Originally published 7 October 2019
I think I scare patrons at the Family History Center when I start opening multiple tabs, but once I’m done helping them, I notice they do it themselves. Opening tabs helps me not lose my original ancestor as I follow a chain of hints. I also refer back to the original ancestor as I compare his information to the hint.
Multiple tabs help me as I’m working on several family units with the same last name. In Italian genealogy, the same names are used over and over so I’ll have two cousins named Giovanni Manna born around the same time having children in the same time period and it is the wives names that tell me which family the children belong to.

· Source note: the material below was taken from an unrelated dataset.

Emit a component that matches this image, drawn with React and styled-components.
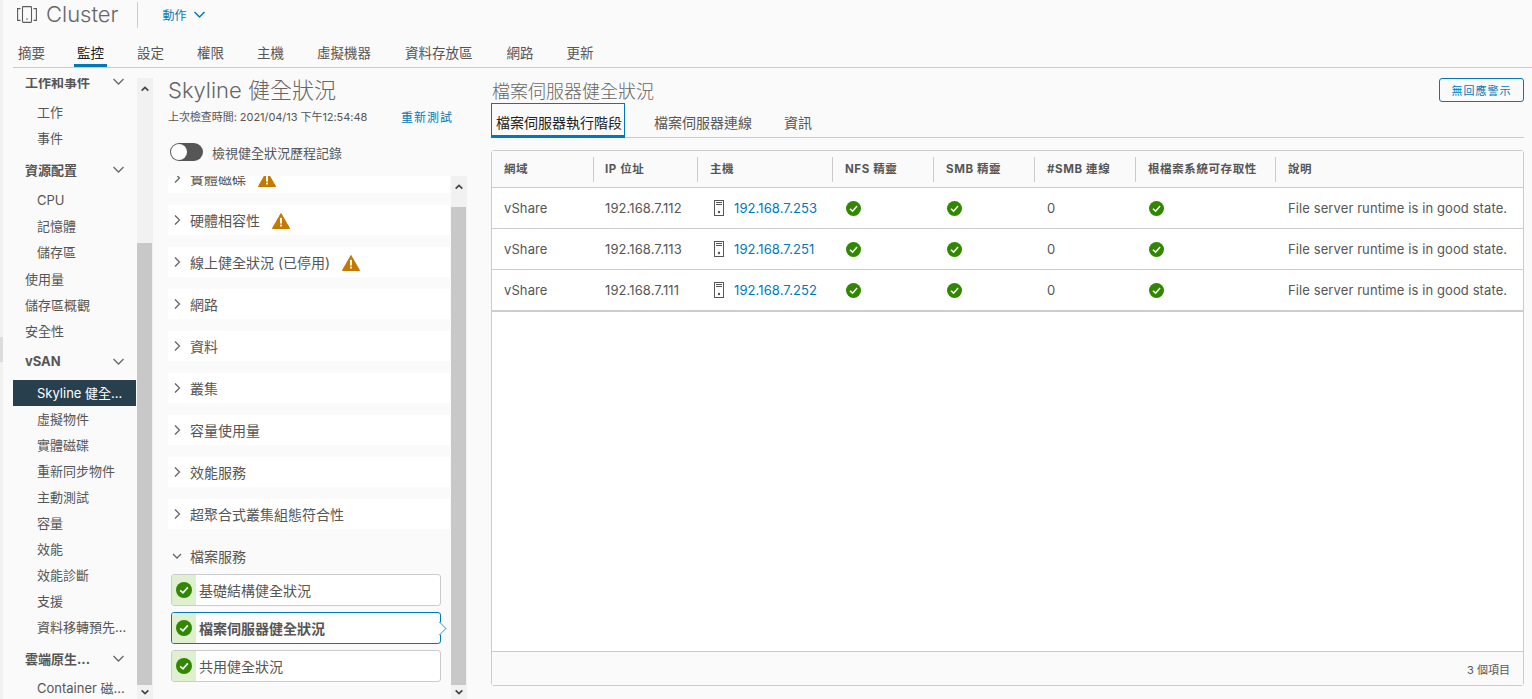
import React from "react";
import styled, { createGlobalStyle } from "styled-components";

const font = `Inter, "Noto Sans CJK TC", sans-serif`;

const Global = createGlobalStyle`
  html, body { margin: 0; padding: 0; height: 100%; background: #fafafa; overflow: hidden; }
  * { box-sizing: border-box; }
  body { font-family: ${font}; color: #565656; font-size: 13px; }
`;

const Page = styled.div`display: flex; width: 1532px; height: 699px; overflow: hidden; background: #fafafa;`;
const Strip = styled.div`
  width: 3px; flex: none;
  background: linear-gradient(#f1f1f1 337px, #dcdcdc 337px, #dcdcdc 362px, #f1f1f1 362px);
`;
const Main = styled.div`flex: 1; min-width: 0; display: flex; flex-direction: column; padding-left: 10px;`;

const Header = styled.header`display: flex; align-items: center; height: 29px; padding-left: 4px;`;
const ClusterName = styled.h1`margin: 0 18px 0 9px; font-size: 22px; line-height: 29px; font-weight: 300; color: #666;`;
const HeaderRule = styled.div`width: 1px; height: 26px; background: #ccc; margin-right: 25px;`;
const ActionLink = styled.a`display: flex; align-items: center; gap: 5px; color: #0079b8; font-size: 12px;`;

const TabBar = styled.nav`display: flex; height: 39px; border-bottom: 1px solid #ccc; padding-left: 2px;`;
const TopTab = styled.a`
  display: block; height: 38px; padding: 14px 3px 0; margin-right: ${p => p.$gap}px;
  font-size: 13.5px; line-height: 20px; color: ${p => (p.$active ? "#222" : "#565656")};
  border-bottom: 3px solid ${p => (p.$active ? "#0079b8" : "transparent")};
`;

const Body = styled.div`flex: 1; min-height: 0; display: flex; overflow: hidden;`;

const NavPane = styled.aside`display: flex; width: 140px; margin-top: 10px; flex: none;`;
const NavClip = styled.div`width: 123px; overflow: hidden; flex: none; margin-right: 1px;`;
const NavList = styled.div`margin-top: -10px;`;
const NavGroup = styled.div`
  display: flex; align-items: center; justify-content: space-between; height: 26px;
  margin: ${p => p.$top ?? 5}px 0 ${p => p.$bottom ?? 4}px; padding: 0 10px 0 12px;
  font-weight: 700; font-size: 13px; color: #565656;
`;
const NavItem = styled.div`
  height: 26px; line-height: 26px; font-size: 13px; white-space: nowrap; overflow: hidden;
  padding-left: ${p => (p.$flat ? 12 : 24)}px;
  margin-top: ${p => p.$top ?? 0}px;
  background: ${p => (p.$active ? "#28404d" : "transparent")};
  color: ${p => (p.$active ? "#fff" : "#565656")};
`;

const Scrollbar = styled.div`
  width: 16px; flex: none; margin-left: ${p => p.$left ?? 0}px; background: #f1f1f1;
  display: flex; flex-direction: column; align-items: center; justify-content: space-between;
  position: relative;
`;
const Thumb = styled.div`position: absolute; left: 0; right: 1px; top: ${p => p.$top}px; bottom: 14px; background: #c8c8c8;`;
const ScrollArrow = styled.div`height: 14px; display: flex; align-items: center; justify-content: center; margin: ${p => (p.$up ? "4px 0 0" : "0")};`;

const MiddlePane = styled.section`width: 299px; flex: none; margin: 10px 0 0 15px; display: flex; flex-direction: column;`;
const PaneTitle = styled.h2`margin: 0; font-size: 22px; line-height: 24px; font-weight: 300; color: #666;`;
const CheckLine = styled.div`display: flex; justify-content: space-between; align-items: center; height: 20px; margin-top: 4px; width: 285px; font-size: 11px; letter-spacing: -.05px;`;
const RetestLink = styled.a`color: #0079b8; font-size: 12px; letter-spacing: 1px;`;
const ToggleRow = styled.div`display: flex; align-items: center; gap: 9px; height: 18px; margin: 17px 0 0 2px; font-size: 13px;`;
const Toggle = styled.span`
  width: 33px; height: 18px; border-radius: 9px; background: #565656; position: relative; display: block;
  &::before { content: ""; position: absolute; left: 1px; top: 1px; width: 16px; height: 16px; border-radius: 50%; background: #fff; }
`;

const TreeArea = styled.div`flex: 1; min-height: 0; display: flex; margin-top: 15px;`;
const TreeClip = styled.div`width: 282px; overflow: hidden; flex: none;`;
const TreeList = styled.div`margin-top: -13px;`;
const TreeRow = styled.div`
  display: flex; align-items: center; height: 30px; margin-bottom: 12px; padding-left: 3px;
  background: ${p => (p.$plain ? "transparent" : "#fff")}; font-size: 14px; color: #565656;
  svg.warn { margin: 2px 0 0 12px; }
`;
const TreeLabel = styled.span`margin-left: 7px;`;
const Cards = styled.div`display: flex; flex-direction: column; gap: 6px; margin: -9px 0 0 3px; width: 270px;`;
const Card = styled.div`
  position: relative; display: flex; align-items: center; height: 32px; background: #fff;
  border: 1px solid ${p => (p.$active ? "#0079b8" : "#ccc")}; border-radius: 3px; font-size: 14px;
  font-weight: ${p => (p.$active ? 700 : 400)};
  ${p => p.$active && `
    &::after {
      content: ""; position: absolute; right: -5px; top: 10px; width: 10px; height: 10px;
      background: #fff; border-top: 1px solid #62aed6; border-right: 1px solid #62aed6;
      transform: rotate(45deg) scale(.9);
    }
  `}
`;
const CardStatus = styled.div`width: 24px; align-self: stretch; background: #dff0d0; display: flex; align-items: center; justify-content: center; margin-right: 3px; border-radius: 2px 0 0 2px;`;

const RightPane = styled.section`flex: 1; min-width: 0; margin: 10px 8px 0 24px; display: flex; flex-direction: column;`;
const RightHead = styled.div`display: flex; justify-content: space-between; align-items: flex-start; height: 25px;`;
const RightTitle = styled.h2`margin: 2px 0 0 1px; font-size: 18px; line-height: 24px; font-weight: 300; color: #666;`;
const OutlineButton = styled.button`
  width: 85px; height: 24px; background: transparent; border: 1px solid #0079b8; border-radius: 3px; color: #0079b8;
  font-family: ${font}; font-size: 11px; letter-spacing: 1px; padding: 0;
`;
const SubTabs = styled.div`display: flex; height: 35px; border-bottom: 1px solid #ccc;`;
const SubTab = styled.a`
  display: block; height: 35px; padding: 7px 2px 0 4px; font-size: 14px; line-height: 24px;
  margin-right: ${p => p.$gap}px; white-space: nowrap;
  color: ${p => (p.$active ? "#222" : "#565656")};
  border: 1px solid ${p => (p.$active ? "#0079b8" : "transparent")};
  border-bottom: 3px solid ${p => (p.$active ? "#0079b8" : "transparent")};
`;

const Grid = styled.div`
  flex: 1; min-height: 0; margin: 12px 0 13px; border: 1px solid #ccc; border-radius: 3px;
  background: #fff; display: flex; flex-direction: column;
`;
const cols = "102px 104px 135px 101px 101px 101px 140px 1fr";
const HeadRow = styled.div`
  display: grid; grid-template-columns: ${cols}; height: 37px; align-items: center; background: #fafafa;
  border-bottom: 1px solid #ccc; flex: none;
`;
const HeadCell = styled.div`
  height: 25px; line-height: 25px; padding-left: 12px; font-size: 11.5px; font-weight: 700; letter-spacing: .6px;
  white-space: nowrap; border-right: ${p => (p.$last ? "none" : "1px solid #ccc")};
  &:nth-child(2) { padding-left: 11px; }
`;
const DataRow = styled.div`
  display: grid; grid-template-columns: ${cols}; height: ${p => (p.$last ? 42 : 41)}px; align-items: center; flex: none;
  border-bottom: ${p => (p.$last ? "2px solid #ccc" : "1px solid #ccc")};
`;
const DataCell = styled.div`
  padding-left: 12px; font-size: 13px; letter-spacing: .1px; white-space: nowrap; display: flex; align-items: center;
  &:nth-child(2) { padding-left: 11px; }
  > svg.status { margin-left: 1px; }
  > svg.server { margin-left: 4px; }
`;
const HostLink = styled.a`color: #0079b8; margin-left: 10px;`;
const GridSpacer = styled.div`flex: 1;`;
const GridFooter = styled.div`
  height: 34px; flex: none; border-top: 1px solid #ccc; background: #fafafa; display: flex;
  align-items: center; justify-content: flex-end; padding-right: 13px; font-size: 11px;
`;

const Chevron = ({ dir = "down", size = 12, color = "#666", width = 1.2 }) => {
  const pts = { down: "2,4 6,8 10,4", up: "2,8 6,4 10,8", right: "4,1.5 8.5,6 4,10.5" }[dir];
  return (
    <svg width={size} height={size} viewBox="0 0 12 12" fill="none">
      <polyline points={pts} stroke={color} strokeWidth={width} />
    </svg>
  );
};

const CheckCircle = ({ size = 16, className }) => (
  <svg className={className} width={size} height={size} viewBox="0 0 16 16">
    <circle cx="8" cy="8" r="8" fill="#318700" />
    <polyline points="4.2,8.3 7,10.8 11.8,5.4" fill="none" stroke="#fff" strokeWidth="1.6" />
  </svg>
);

const Warn = () => (
  <svg className="warn" width="18" height="16" viewBox="0 0 18 16">
    <path d="M9 .5 L17.6 15.5 H.4 Z" fill="#c27b00" stroke="#c27b00" strokeLinejoin="round" />
    <rect x="8.1" y="4.8" width="1.8" height="5.8" fill="#fff" />
    <rect x="8.1" y="11.6" width="1.8" height="1.9" fill="#fff" />
  </svg>
);

const ServerIcon = () => (
  <svg className="server" width="10" height="16" viewBox="0 0 10 16" fill="none">
    <rect x=".5" y=".5" width="9" height="15" stroke="#565656" />
    <line x1="2" y1="2.5" x2="8" y2="2.5" stroke="#565656" />
    <line x1="2" y1="4.5" x2="8" y2="4.5" stroke="#565656" />
    <circle cx="5" cy="12" r="1.2" fill="#565656" />
  </svg>
);

const ClusterIcon = () => (
  <svg width="20" height="17" viewBox="0 0 20 17" fill="none" stroke="#5c5c5c" strokeWidth="1.1">
    <rect x="5.5" y=".6" width="9" height="15.8" rx=".8" />
    <path d="M3.5 2.6 H.6 V14.4 H3.5" />
    <path d="M16.5 2.6 H19.4 V14.4 H16.5" />
    <circle cx="10" cy="13" r=".8" fill="#5c5c5c" stroke="none" />
  </svg>
);

const topTabs = [
  ["摘要", 26], ["監控", 27], ["設定", 27], ["權限", 27], ["主機", 27], ["虛擬機器", 28], ["資料存放區", 28], ["網路", 27], ["更新", 0],
];

const nav = [
  { g: "工作和事件", top: 0, bottom: 5 },
  { i: "工作" }, { i: "事件" },
  { g: "資源配置", bottom: 5 },
  { i: "CPU" }, { i: "記憶體" }, { i: "儲存區" },
  { i: "使用量", flat: true, top: 1 }, { i: "儲存區概觀", flat: true }, { i: "安全性", flat: true },
  { g: "vSAN", top: 4, bottom: 6 },
  { i: "Skyline 健全...", active: true },
  { i: "虛擬物件" }, { i: "實體磁碟" }, { i: "重新同步物件" }, { i: "主動測試" }, { i: "容量" }, { i: "效能" }, { i: "效能診斷" }, { i: "支援" }, { i: "資料移轉預先..." },
  { g: "雲端原生..." },
  { i: "Container 磁..." },
];

const tree = [
  ["實體磁碟", true], ["硬體相容性", true], ["線上健全狀況 (已停用)", true], ["網路"], ["資料"], ["叢集"], ["容量使用量"], ["效能服務"], ["超聚合式叢集組態符合性"],
];

const rows = [
  ["192.168.7.112", "192.168.7.253"],
  ["192.168.7.113", "192.168.7.251"],
  ["192.168.7.111", "192.168.7.252"],
];
const heads = ["網域", "IP 位址", "主機", "NFS 精靈", "SMB 精靈", "#SMB 連線", "根檔案系統可存取性", "說明"];

export default function App() {
  return (
    <Page>
      <Global />
      <Strip />
      <Main>
        <Header>
          <ClusterIcon />
          <ClusterName>Cluster</ClusterName>
          <HeaderRule />
          <ActionLink>動作 <Chevron size={15} color="#0079b8" width={1.2} /></ActionLink>
        </Header>
        <TabBar>
          {topTabs.map(([t, gap]) => (
            <TopTab key={t} $gap={gap} $active={t === "監控"}>{t}</TopTab>
          ))}
        </TabBar>
        <Body>
          <NavPane>
            <NavClip>
              <NavList>
                {nav.map((n, k) =>
                  n.g ? (
                    <NavGroup key={k} $top={n.top} $bottom={n.bottom}>{n.g}<Chevron size={15} width={1} /></NavGroup>
                  ) : (
                    <NavItem key={k} $flat={n.flat} $active={n.active} $top={n.top}>{n.i}</NavItem>
                  )
                )}
              </NavList>
            </NavClip>
            <Scrollbar>
              <Thumb $top={165} />
              <ScrollArrow $up><Chevron dir="up" size={10} color="#444" width={2} /></ScrollArrow>
              <ScrollArrow><Chevron size={10} color="#444" width={2} /></ScrollArrow>
            </Scrollbar>
          </NavPane>

          <MiddlePane>
            <PaneTitle>Skyline 健全狀況</PaneTitle>
            <CheckLine>
              <span>上次檢查時間: 2021/04/13 下午12:54:48</span>
              <RetestLink>重新測試</RetestLink>
            </CheckLine>
            <ToggleRow><Toggle />檢視健全狀況歷程記錄</ToggleRow>
            <TreeArea>
              <TreeClip>
                <TreeList>
                  {tree.map(([t, w]) => (
                    <TreeRow key={t}>
                      <Chevron dir="right" width={1.3} />
                      <TreeLabel>{t}</TreeLabel>
                      {w && <Warn />}
                    </TreeRow>
                  ))}
                  <TreeRow $plain>
                    <Chevron dir="down" width={1.3} />
                    <TreeLabel>檔案服務</TreeLabel>
                  </TreeRow>
                  <Cards>
                    {["基礎結構健全狀況", "檔案伺服器健全狀況", "共用健全狀況"].map((c, k) => (
                      <Card key={c} $active={k === 1}>
                        <CardStatus><CheckCircle /></CardStatus>
                        {c}
                      </Card>
                    ))}
                  </Cards>
                </TreeList>
              </TreeClip>
              <Scrollbar $left={1}>
                <Thumb $top={31} />
                <ScrollArrow $up><Chevron dir="up" size={10} color="#444" width={2} /></ScrollArrow>
                <ScrollArrow><Chevron size={10} color="#444" width={2} /></ScrollArrow>
              </Scrollbar>
            </TreeArea>
          </MiddlePane>

          <RightPane>
            <RightHead>
              <RightTitle>檔案伺服器健全狀況</RightTitle>
              <OutlineButton>無回應警示</OutlineButton>
            </RightHead>
            <SubTabs>
              <SubTab $active $gap={24}>檔案伺服器執行階段</SubTab>
              <SubTab $gap={24}>檔案伺服器連線</SubTab>
              <SubTab $gap={0}>資訊</SubTab>
            </SubTabs>
            <Grid>
              <HeadRow>
                {heads.map((h, k) => <HeadCell key={h} $last={k === heads.length - 1}>{h}</HeadCell>)}
              </HeadRow>
              {rows.map(([ip, host], k) => (
                <DataRow key={ip} $last={k === rows.length - 1}>
                  <DataCell>vShare</DataCell>
                  <DataCell>{ip}</DataCell>
                  <DataCell><ServerIcon /><HostLink>{host}</HostLink></DataCell>
                  <DataCell><CheckCircle size={15} className="status" /></DataCell>
                  <DataCell><CheckCircle size={15} className="status" /></DataCell>
                  <DataCell>0</DataCell>
                  <DataCell><CheckCircle size={15} className="status" /></DataCell>
                  <DataCell>File server runtime is in good state.</DataCell>
                </DataRow>
              ))}
              <GridSpacer />
              <GridFooter>3 個項目</GridFooter>
            </Grid>
          </RightPane>
        </Body>
      </Main>
    </Page>
  );
}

At home I have dual monitors. Yes, it was weird at first but now I can hardly work without them. Usually I have a document on one screen and my genealogy program on the other while I enter the data. It is not unusual for me to have two screens running Firefox and about 15 tabs open in each.
For example, last night I was answering a question on my Facebook page, (Genealogy in Acerra, Italy). Right screen had Facebook open so I could keep referring back to the information provided. Left screen had 10 tabs of marriages open as I searched each of their indexes. I found the marriage record in the 8th tab but I’d never heard of the town the husband was born in.
Back to the right screen, new tab, Google the town. I found something that looked like it. Right click, open the Wikipedia article in a new tab which lead to another search idea. New tab, new search, found what I was looking for, moved tab to left screen to compare the information with the information on the town I had on the right screen. Good match.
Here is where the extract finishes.